Parallels with China

“We’ve heard this ‘top five’ before, but don’t look at a number. We simply want to be considered among the best leagues in the world. As long as we are doing what we set off to do, it should lead us towards the top of this ladder,” he added.

Parallels are often drawn between the Saudi Pro League’s recent rise and that of the Chinese Super League in the late 2000s. At that time, domestic football in China exploded as new clubs and owners splashed the cash on big European names. Oscar and Hulk swapped Chelsea and Zenit St Petersburg for Shanghai SIPG, while Paulinho and Jackson Martinez moved to Guangzhou Evergrande from Tottenham and FC Porto, respectively.

Big transfers and big salaries were the norm, with some rapid results. Led by legendary Italian manager Marcelo Lippi, Guangzhou Evergrande became the first Chinese club to win the AFC Champions League in 2013.

Two years later, with World Cup-winning coach Luiz Felipe Scolari at the helm, Guangzhou repeated the feat. China was tipped to bid for FIFA World Cup hosting rights, and all was rosy. Then, the bubble burst.

Chris Atkins, a FIFA football agent and former journalist who has worked extensively in China, recalls how things began to fall apart.

“I think the major difference currently between the two is obviously that Saudi investment is effectively direct government investment, whereas China was encouraging private enterprise to invest,” Atkins explained.

“The issue was that you attract attention once you are a high-profile entrepreneur in China. Many of those who invested in football have fallen foul with government investigations at some point,” he said. “At the time, there was an explosion in investment across sports and entertainment in China, but it was based on easy credit. Those financing club football began to fall away when that dried up.”

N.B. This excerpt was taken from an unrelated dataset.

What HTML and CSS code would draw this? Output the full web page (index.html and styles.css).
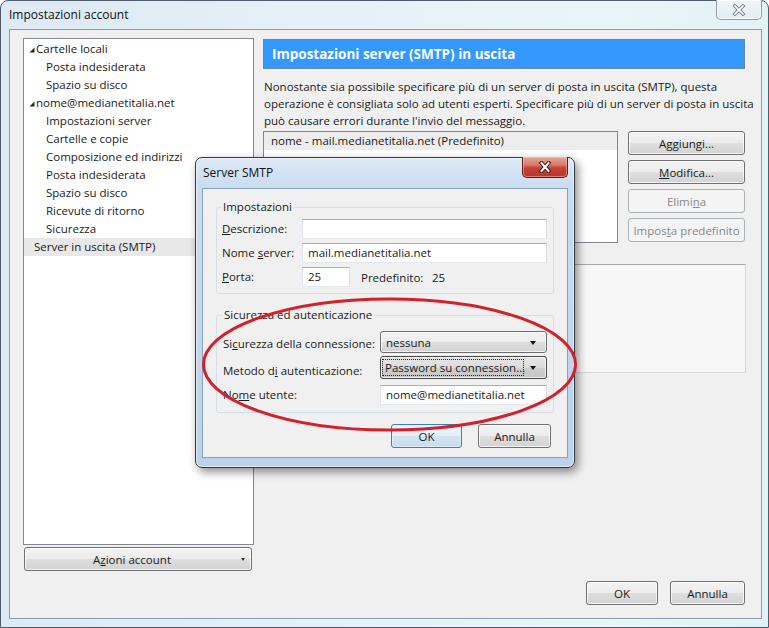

Despite the differences in approach between Saudi Arabia and China, Atkins says that the potential disruption of football’s status quo is a topic that will always get people talking.

Incredible Saudi resources

“The fear amongst the European establishment certainly feels similar now to how it did back then,” Atkins said. “As does the increasing reliance of clubs on big transfer fees when trying to offload players to the region,” Atkins said.

He further explained: “The big difference, I think, is that Saudi Arabia seems more willing to let the cash flow before seeing returns. The country has incredible resources, but even then, you have to question how long even the richest nations in the world are willing to incur losses without seeing any tangible progress. China would never afford its clubs that long, but I guess Saudi Arabia might.”

Saudi Pro League chief Nohra also feels that there are fundamental differences in the two countries’ football cultures. The former UAE Pro League CEO, who most recently worked as Vice President and General Manager at WWE Asia-Pacific, also outlined his desire for the Kingdom’s elite division to focus on forging its path.

“There is a great football culture here already,” Nohra stressed.

‘Distinctly different from China’

“Eighty percent of the population of Saudi Arabia is involved in football in some shape or form, making it distinctly different from China. This is a real product. Football has existed in this country for a long time, the league has existed here for 50 years,” he told Al Arabiya English.

“But what is critically important to us is the support we have to deliver on our promise to Saudi Arabia’s leadership – and deliver sustainably. Of course, we’ll have to rectify and adjust as we go along to see what works and what doesn’t,” Nohra said.

“We want to try new and innovative things – it’s not about cookie cutting and doing what others have done. Who knows how things will evolve? It’s a great opportunity for the Saudi Pro League to be leaders.”